▸ **SET EXERCISE**:
Leave the pictures out and retype the lines from the beginning through the line with "Side and Credit", both ends included.

▸ **STORED DATA**:
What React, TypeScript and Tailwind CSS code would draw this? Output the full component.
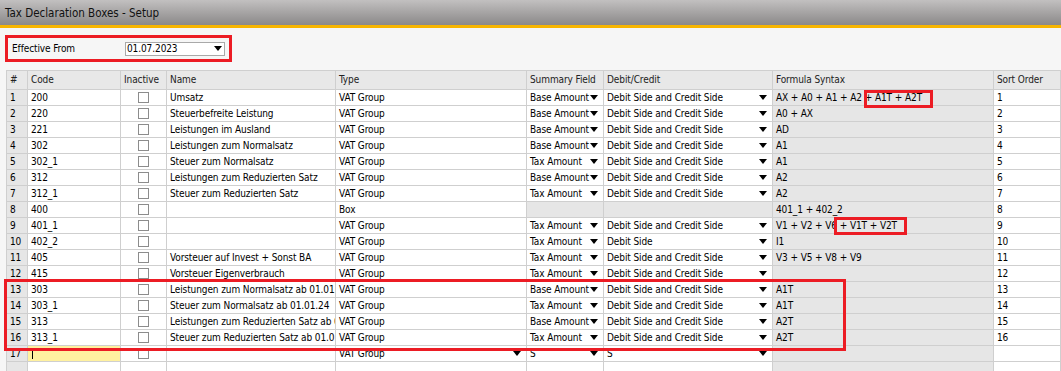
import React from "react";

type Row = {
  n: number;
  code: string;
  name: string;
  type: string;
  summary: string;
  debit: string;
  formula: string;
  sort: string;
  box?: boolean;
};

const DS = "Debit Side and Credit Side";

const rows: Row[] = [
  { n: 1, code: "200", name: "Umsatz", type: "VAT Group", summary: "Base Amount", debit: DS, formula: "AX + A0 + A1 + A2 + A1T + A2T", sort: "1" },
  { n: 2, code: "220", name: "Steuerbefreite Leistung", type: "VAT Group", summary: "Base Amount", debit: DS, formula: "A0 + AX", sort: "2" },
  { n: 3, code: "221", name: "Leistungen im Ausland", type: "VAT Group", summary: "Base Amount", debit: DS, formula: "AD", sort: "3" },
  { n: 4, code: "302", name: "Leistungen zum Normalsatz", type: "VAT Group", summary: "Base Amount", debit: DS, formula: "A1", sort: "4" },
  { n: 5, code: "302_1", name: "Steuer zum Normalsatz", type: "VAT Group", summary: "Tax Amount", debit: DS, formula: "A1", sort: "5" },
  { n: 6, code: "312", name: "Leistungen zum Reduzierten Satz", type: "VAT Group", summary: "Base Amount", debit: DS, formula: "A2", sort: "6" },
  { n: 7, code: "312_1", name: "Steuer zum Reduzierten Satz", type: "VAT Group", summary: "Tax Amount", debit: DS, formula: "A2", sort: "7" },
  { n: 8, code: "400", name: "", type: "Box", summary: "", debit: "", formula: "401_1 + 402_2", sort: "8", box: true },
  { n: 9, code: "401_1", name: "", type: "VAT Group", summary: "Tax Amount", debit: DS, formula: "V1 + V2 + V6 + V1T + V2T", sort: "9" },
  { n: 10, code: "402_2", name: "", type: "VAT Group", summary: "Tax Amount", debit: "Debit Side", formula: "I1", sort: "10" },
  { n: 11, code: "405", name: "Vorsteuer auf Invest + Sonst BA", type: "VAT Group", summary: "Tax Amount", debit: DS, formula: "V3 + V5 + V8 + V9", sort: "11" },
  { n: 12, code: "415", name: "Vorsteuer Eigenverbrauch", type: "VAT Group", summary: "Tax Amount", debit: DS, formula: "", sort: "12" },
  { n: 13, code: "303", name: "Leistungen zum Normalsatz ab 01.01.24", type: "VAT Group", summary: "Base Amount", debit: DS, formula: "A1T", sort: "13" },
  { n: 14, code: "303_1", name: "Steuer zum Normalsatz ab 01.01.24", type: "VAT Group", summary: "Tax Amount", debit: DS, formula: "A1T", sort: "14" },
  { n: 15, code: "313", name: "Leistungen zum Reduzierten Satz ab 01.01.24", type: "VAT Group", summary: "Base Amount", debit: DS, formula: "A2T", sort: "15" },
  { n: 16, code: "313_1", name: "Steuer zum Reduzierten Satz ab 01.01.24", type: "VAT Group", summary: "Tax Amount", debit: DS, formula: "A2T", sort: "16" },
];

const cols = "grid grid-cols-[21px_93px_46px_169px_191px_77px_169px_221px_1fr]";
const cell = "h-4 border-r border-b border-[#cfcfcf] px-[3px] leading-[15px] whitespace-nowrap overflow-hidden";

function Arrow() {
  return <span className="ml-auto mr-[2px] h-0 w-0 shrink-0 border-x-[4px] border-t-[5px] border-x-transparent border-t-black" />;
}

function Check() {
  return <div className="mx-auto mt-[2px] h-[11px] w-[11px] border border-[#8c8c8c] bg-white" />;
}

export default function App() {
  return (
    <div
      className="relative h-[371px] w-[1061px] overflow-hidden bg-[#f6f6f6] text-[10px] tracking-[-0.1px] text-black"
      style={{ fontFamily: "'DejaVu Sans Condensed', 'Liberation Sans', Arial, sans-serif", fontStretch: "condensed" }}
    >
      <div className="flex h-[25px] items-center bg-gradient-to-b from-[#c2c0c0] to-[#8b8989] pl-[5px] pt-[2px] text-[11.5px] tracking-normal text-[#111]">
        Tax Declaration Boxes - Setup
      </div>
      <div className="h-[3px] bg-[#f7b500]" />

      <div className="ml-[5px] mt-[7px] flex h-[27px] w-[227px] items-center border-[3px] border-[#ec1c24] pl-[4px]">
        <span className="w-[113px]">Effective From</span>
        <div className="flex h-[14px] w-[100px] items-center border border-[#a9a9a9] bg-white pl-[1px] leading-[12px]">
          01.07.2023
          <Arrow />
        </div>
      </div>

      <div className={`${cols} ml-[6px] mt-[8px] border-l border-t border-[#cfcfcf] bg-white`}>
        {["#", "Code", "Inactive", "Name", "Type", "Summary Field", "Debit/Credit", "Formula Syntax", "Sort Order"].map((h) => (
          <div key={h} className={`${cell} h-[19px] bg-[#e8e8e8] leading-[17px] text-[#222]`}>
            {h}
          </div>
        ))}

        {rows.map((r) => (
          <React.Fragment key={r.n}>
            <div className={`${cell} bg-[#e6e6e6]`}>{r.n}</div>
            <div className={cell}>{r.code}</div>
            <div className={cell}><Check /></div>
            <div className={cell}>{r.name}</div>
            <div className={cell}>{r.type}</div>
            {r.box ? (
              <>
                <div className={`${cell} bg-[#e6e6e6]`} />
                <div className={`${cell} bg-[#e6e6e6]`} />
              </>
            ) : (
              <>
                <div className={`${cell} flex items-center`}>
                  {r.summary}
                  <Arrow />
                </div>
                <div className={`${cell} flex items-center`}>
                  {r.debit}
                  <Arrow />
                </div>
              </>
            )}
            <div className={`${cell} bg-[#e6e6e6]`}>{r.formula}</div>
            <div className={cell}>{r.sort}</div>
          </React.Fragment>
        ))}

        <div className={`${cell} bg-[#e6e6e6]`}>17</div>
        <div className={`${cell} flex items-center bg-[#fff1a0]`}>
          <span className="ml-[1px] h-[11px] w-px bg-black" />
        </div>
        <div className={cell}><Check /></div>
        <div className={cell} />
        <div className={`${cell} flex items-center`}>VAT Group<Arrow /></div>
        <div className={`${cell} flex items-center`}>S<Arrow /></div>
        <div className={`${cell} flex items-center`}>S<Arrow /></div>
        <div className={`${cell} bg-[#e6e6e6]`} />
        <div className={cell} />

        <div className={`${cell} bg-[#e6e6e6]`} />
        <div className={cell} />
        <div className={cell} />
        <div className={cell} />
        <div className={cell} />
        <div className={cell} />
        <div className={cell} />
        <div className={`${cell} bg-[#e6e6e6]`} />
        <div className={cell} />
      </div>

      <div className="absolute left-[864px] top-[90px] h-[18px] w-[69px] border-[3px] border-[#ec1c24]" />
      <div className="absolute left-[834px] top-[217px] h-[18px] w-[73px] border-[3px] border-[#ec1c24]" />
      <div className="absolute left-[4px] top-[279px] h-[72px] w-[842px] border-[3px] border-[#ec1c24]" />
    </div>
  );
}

▸ **EXERCISE RESULT**:
What React, TypeScript and Tailwind CSS code would draw this? Output the full component.
import React from "react";

type Row = {
  n: number;
  code: string;
  name: string;
  type: string;
  summary: string;
  debit: string;
  formula: string;
  sort: string;
  box?: boolean;
};

const DS = "Debit Side and Credit Side";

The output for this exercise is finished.